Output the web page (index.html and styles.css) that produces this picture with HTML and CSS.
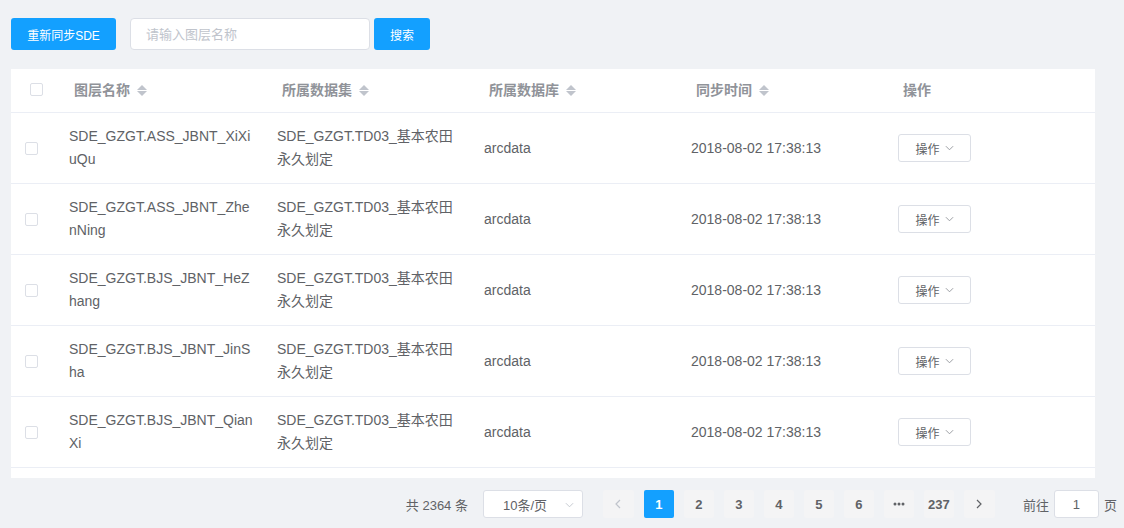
FILE: index.html
```html
<!DOCTYPE html>
<html lang="zh-CN">
<head>
<meta charset="utf-8">
<title>图层同步</title>
<link rel="stylesheet" href="styles.css">
</head>
<body>
<div class="page">
  <div class="toolbar">
    <button class="btn btn-primary btn-sync">重新同步SDE</button>
    <input class="search-input" type="text" placeholder="请输入图层名称">
    <button class="btn btn-primary btn-search">搜索</button>
  </div>

  <div class="table-wrap">
    <div class="trow thead">
      <div class="cell c-check"><span class="checkbox"></span></div>
      <div class="cell c-col c-first">图层名称<span class="sort"><i class="up"></i><i class="down"></i></span></div>
      <div class="cell c-col">所属数据集<span class="sort"><i class="up"></i><i class="down"></i></span></div>
      <div class="cell c-col">所属数据库<span class="sort"><i class="up"></i><i class="down"></i></span></div>
      <div class="cell c-col">同步时间<span class="sort"><i class="up"></i><i class="down"></i></span></div>
      <div class="cell c-last">操作</div>
    </div>

    <div class="trow tbody-row">
      <div class="cell c-check"><span class="checkbox"></span></div>
      <div class="cell c-col c-first">SDE_GZGT.ASS_JBNT_XiXiuQu</div>
      <div class="cell c-col">SDE_GZGT.TD03_基本农田永久划定</div>
      <div class="cell c-col">arcdata</div>
      <div class="cell c-col">2018-08-02 17:38:13</div>
      <div class="cell c-last"><button class="op-btn">操作<svg class="chev" viewBox="0 0 10 6" width="9" height="6"><path d="M1 1l4 4 4-4" fill="none" stroke="#909399" stroke-width="1"/></svg></button></div>
    </div>
    <div class="trow tbody-row">
      <div class="cell c-check"><span class="checkbox"></span></div>
      <div class="cell c-col c-first">SDE_GZGT.ASS_JBNT_ZhenNing</div>
      <div class="cell c-col">SDE_GZGT.TD03_基本农田永久划定</div>
      <div class="cell c-col">arcdata</div>
      <div class="cell c-col">2018-08-02 17:38:13</div>
      <div class="cell c-last"><button class="op-btn">操作<svg class="chev" viewBox="0 0 10 6" width="9" height="6"><path d="M1 1l4 4 4-4" fill="none" stroke="#909399" stroke-width="1"/></svg></button></div>
    </div>
    <div class="trow tbody-row">
      <div class="cell c-check"><span class="checkbox"></span></div>
      <div class="cell c-col c-first">SDE_GZGT.BJS_JBNT_HeZhang</div>
      <div class="cell c-col">SDE_GZGT.TD03_基本农田永久划定</div>
      <div class="cell c-col">arcdata</div>
      <div class="cell c-col">2018-08-02 17:38:13</div>
      <div class="cell c-last"><button class="op-btn">操作<svg class="chev" viewBox="0 0 10 6" width="9" height="6"><path d="M1 1l4 4 4-4" fill="none" stroke="#909399" stroke-width="1"/></svg></button></div>
    </div>
    <div class="trow tbody-row">
      <div class="cell c-check"><span class="checkbox"></span></div>
      <div class="cell c-col c-first">SDE_GZGT.BJS_JBNT_JinSha</div>
      <div class="cell c-col">SDE_GZGT.TD03_基本农田永久划定</div>
      <div class="cell c-col">arcdata</div>
      <div class="cell c-col">2018-08-02 17:38:13</div>
      <div class="cell c-last"><button class="op-btn">操作<svg class="chev" viewBox="0 0 10 6" width="9" height="6"><path d="M1 1l4 4 4-4" fill="none" stroke="#909399" stroke-width="1"/></svg></button></div>
    </div>
    <div class="trow tbody-row">
      <div class="cell c-check"><span class="checkbox"></span></div>
      <div class="cell c-col c-first">SDE_GZGT.BJS_JBNT_QianXi</div>
      <div class="cell c-col">SDE_GZGT.TD03_基本农田永久划定</div>
      <div class="cell c-col">arcdata</div>
      <div class="cell c-col">2018-08-02 17:38:13</div>
      <div class="cell c-last"><button class="op-btn">操作<svg class="chev" viewBox="0 0 10 6" width="9" height="6"><path d="M1 1l4 4 4-4" fill="none" stroke="#909399" stroke-width="1"/></svg></button></div>
    </div>
    <div class="trow tbody-row">
      <div class="cell c-check"><span class="checkbox"></span></div>
      <div class="cell c-col c-first">SDE_GZGT.BJS_JBNT_XinHua</div>
      <div class="cell c-col">SDE_GZGT.TD03_基本农田永久划定</div>
      <div class="cell c-col">arcdata</div>
      <div class="cell c-col">2018-08-02 17:38:13</div>
      <div class="cell c-last"><button class="op-btn">操作</button></div>
    </div>
  </div>

  <div class="pagination">
    <span class="total">共 2364 条</span>
    <div class="size-select"><span>10条/页</span><svg class="sel-chev" viewBox="0 0 10 6" width="9" height="6"><path d="M1 1l4 4 4-4" fill="none" stroke="#c0c4cc" stroke-width="1"/></svg></div>
    <button class="pg-btn pg-arrow disabled"><svg viewBox="0 0 6 10" width="6" height="10"><path d="M5 1L1 5l4 4" fill="none" stroke="#c0c4cc" stroke-width="1.2"/></svg></button>
    <button class="pg-btn active">1</button>
    <button class="pg-btn">2</button>
    <button class="pg-btn">3</button>
    <button class="pg-btn">4</button>
    <button class="pg-btn">5</button>
    <button class="pg-btn">6</button>
    <button class="pg-btn pg-more"><svg viewBox="0 0 12 4" width="12" height="4"><circle cx="2" cy="2" r="1.5" fill="#606266"/><circle cx="6" cy="2" r="1.5" fill="#606266"/><circle cx="10" cy="2" r="1.5" fill="#606266"/></svg></button>
    <button class="pg-btn">237</button>
    <button class="pg-btn pg-arrow"><svg viewBox="0 0 6 10" width="6" height="10"><path d="M1 1l4 4-4 4" fill="none" stroke="#606266" stroke-width="1.2"/></svg></button>
    <span class="jump"><span>前往</span><span class="jump-input">1</span><span>页</span></span>
  </div>
</div>
</body>
</html>
```

FILE: styles.css
```css
* { box-sizing: border-box; }

html, body {
  margin: 0;
  padding: 0;
}

body {
  background: #f0f2f5;
  font-family: "Liberation Sans", "Noto Sans CJK SC", sans-serif;
  color: #606266;
  font-size: 14px;
}

.page {
  padding: 18px 0 0 11px;
  width: 1124px;
  height: 528px;
  overflow: hidden;
}

.toolbar {
  display: flex;
  align-items: center;
  height: 32px;
}

.btn {
  height: 32px;
  border: none;
  border-radius: 3px;
  font-family: inherit;
  font-size: 12px;
  padding: 0;
  cursor: pointer;
}

.btn-primary {
  background: #13a0ff;
  color: #fff;
}

.btn-sync { width: 105px; }
.btn-search { width: 56px; margin-left: 4px; }

.search-input {
  margin-left: 14px;
  width: 240px;
  height: 32px;
  border: 1px solid #dcdfe6;
  border-radius: 4px;
  padding: 0 15px;
  font-family: inherit;
  font-size: 13px;
  color: #606266;
  outline: none;
  background: #fff;
}
.search-input::placeholder { color: #c0c4cc; }

.table-wrap {
  margin-top: 19px;
  width: 1084px;
  height: 409px;
  background: #fff;
  overflow: hidden;
}

.trow {
  display: flex;
  border-bottom: 1px solid #ebeef5;
}

.thead {
  height: 44px;
  align-items: center;
  font-weight: bold;
  color: #909399;
  padding-bottom: 3px;
}

.tbody-row {
  height: 71px;
  align-items: center;
  line-height: 23px;
}

.cell { flex: none; }

.c-check {
  width: 48px;
  display: flex;
  align-items: center;
}
.thead .c-check { padding-left: 19px; }
.tbody-row .c-check { padding-left: 14px; }

.c-col {
  width: 207px;
  padding: 0 10px;
  word-break: break-all;
}
.c-col.c-first { width: 208px; }
.thead .c-col, .thead .c-last { padding-left: 15px; }

.c-last {
  width: 207px;
  padding: 0 10px;
}

.checkbox {
  display: block;
  width: 13px;
  height: 13px;
  border: 1px solid #dcdfe6;
  border-radius: 2px;
  background: #fff;
}

.sort {
  display: inline-flex;
  flex-direction: column;
  vertical-align: middle;
  margin-left: 7px;
  gap: 1px;
  position: relative;
  top: -1px;
}
.sort i {
  display: block;
  width: 0;
  height: 0;
  border-left: 5px solid transparent;
  border-right: 5px solid transparent;
}
.sort .up { border-bottom: 5px solid #c0c4cc; }
.sort .down { border-top: 5px solid #c0c4cc; }

.op-btn {
  width: 73px;
  height: 28px;
  border: 1px solid #dcdfe6;
  border-radius: 3px;
  background: #fff;
  color: #606266;
  font-family: inherit;
  font-size: 12px;
  display: flex;
  align-items: center;
  justify-content: center;
  gap: 5px;
  padding: 0;
}

.pagination {
  display: flex;
  align-items: center;
  justify-content: flex-end;
  height: 28px;
  margin-top: 12px;
  padding-right: 7px;
  font-size: 13px;
}

.total {
  margin-right: 15px;
  white-space: nowrap;
}

.size-select {
  width: 100px;
  height: 28px;
  border: 1px solid #dcdfe6;
  border-radius: 3px;
  background: #fff;
  display: flex;
  align-items: center;
  padding-left: 19px;
  position: relative;
  margin-right: 15px;
  white-space: nowrap;
}
.sel-chev {
  position: absolute;
  right: 8px;
  top: 11px;
}

.pg-btn {
  min-width: 30px;
  height: 28px;
  margin: 0 5px;
  padding: 0 4px;
  border: none;
  border-radius: 2px;
  background: #f4f4f5;
  color: #606266;
  font-family: inherit;
  font-size: 13px;
  font-weight: bold;
  display: inline-flex;
  align-items: center;
  justify-content: center;
}
.pg-arrow { width: 31px; }
.pg-btn.active { background: #13a0ff; color: #fff; }

.jump {
  margin-left: 23px;
  display: inline-flex;
  align-items: center;
  white-space: nowrap;
}
.jump-input {
  display: inline-flex;
  align-items: center;
  justify-content: center;
  width: 45px;
  height: 28px;
  margin: 0 5px;
  border: 1px solid #dcdfe6;
  border-radius: 3px;
  background: #fff;
}
```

·····

• What you have to do
Return every line above in which the string "index" occurs.

• The completed task
Output the web page (index.html and styles.css) that produces this picture with HTML and CSS.
FILE: index.html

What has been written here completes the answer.